The lesson: Be careful picking battles, most especially the ones you do not have the stomach to win.
Russia does not have our problem. They really don't care about the rights of anyone or anything. They only care about what is good for Mother Russia. They have none of our romantic notions about self-determination, liberty, democracy, etc...... It's a very old way of viewing the world. The big take what they want from the small. That's why we should make damned sure that Russia pays dearly, enough to face existential risk, if it wants to actually own Ukr via a campaign to reduce to rubble all cities which do not surrender. That, my friend, is not modernity. That's Batu Khan and the Golden Horde.
And no, Nato did not force Putin into acting like Batu Khan and the Golden Horde.
Sure, we can deride the liberal order. Like any order, it has its vanities and hypocrisies. But is far preferable to anything the 10th century had to offer. And that's what Russian policy in Ukraine proposes....a return to the middle ages. No one should, and no one will go gently into that good night. Putin should understand his best case scenario is to lose all the Ukrainian territory he currently occupies and retain basing rights at Sebastopol, and that the price of making Kiev actually fight to take back every square inch of its territory is to see at anchor in Sebastopol a new Ukrainian Navy which dominates the Black Sea.

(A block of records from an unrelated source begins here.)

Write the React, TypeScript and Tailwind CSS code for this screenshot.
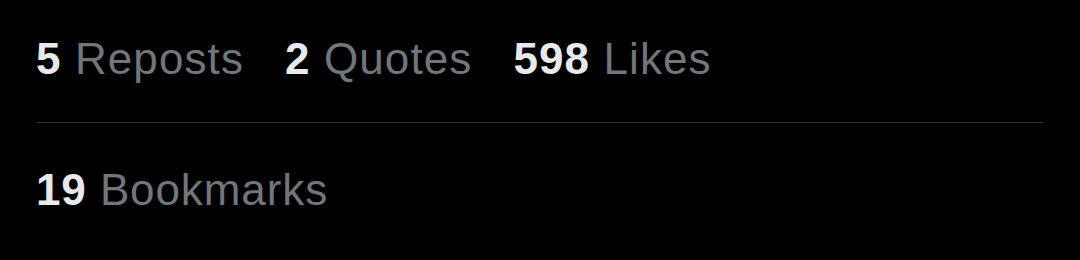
import React from 'react';

const stats = [
  { count: '5', label: 'Reposts' },
  { count: '2', label: 'Quotes' },
  { count: '598', label: 'Likes' },
];

function Stat({ count, label }: { count: string; label: string }) {
  return (
    <span className="whitespace-nowrap">
      <span className="font-bold text-[#e7e9ea]">{count}</span>
      <span className="text-[#71767b]"> {label}</span>
    </span>
  );
}

export default function App() {
  return (
    <div
      className="h-[260px] w-[1080px] bg-black px-[36px] text-[44px] leading-[44px] tracking-[1.1px]"
      style={{ fontFamily: '"Liberation Sans", Arial, sans-serif' }}
    >
      <div className="flex h-[123px] items-start gap-[41px] border-b border-[#2f3336] pt-[37px]">
        {stats.map((s) => (
          <Stat key={s.label} count={s.count} label={s.label} />
        ))}
      </div>
      <div className="flex pt-[45px] tracking-[0.9px]">
        <Stat count="19" label="Bookmarks" />
      </div>
    </div>
  );
}
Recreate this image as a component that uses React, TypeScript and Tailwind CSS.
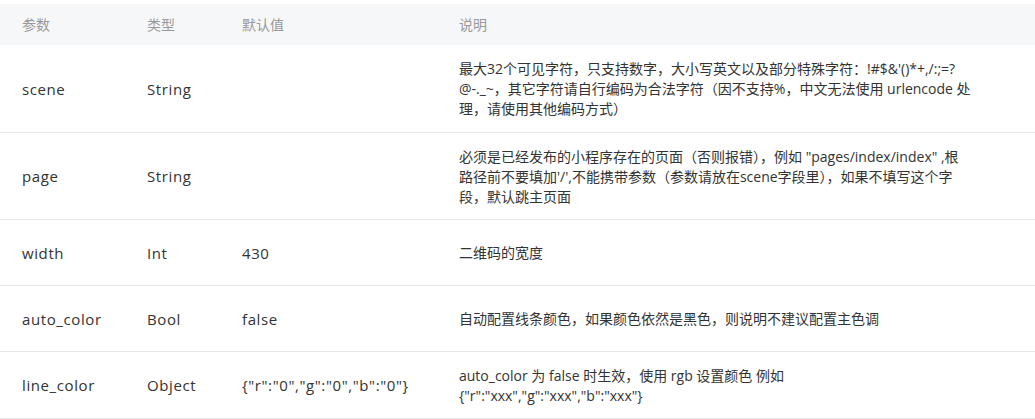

Putin started his war on "desire for gain" calculations.
Putin will only end his war on "fear of loss" calculations.
We have to make him be more worried about ending the war in a worse position than desirous of ending it in a better position. He must be made to cut his losses. That's why we saw a US general float the idea of sinking the Black Sea fleet (in response to a Russian threat to use nukes). You see, Russia doesn't need Sebastopol if it doesn't have a Black Sea fleet......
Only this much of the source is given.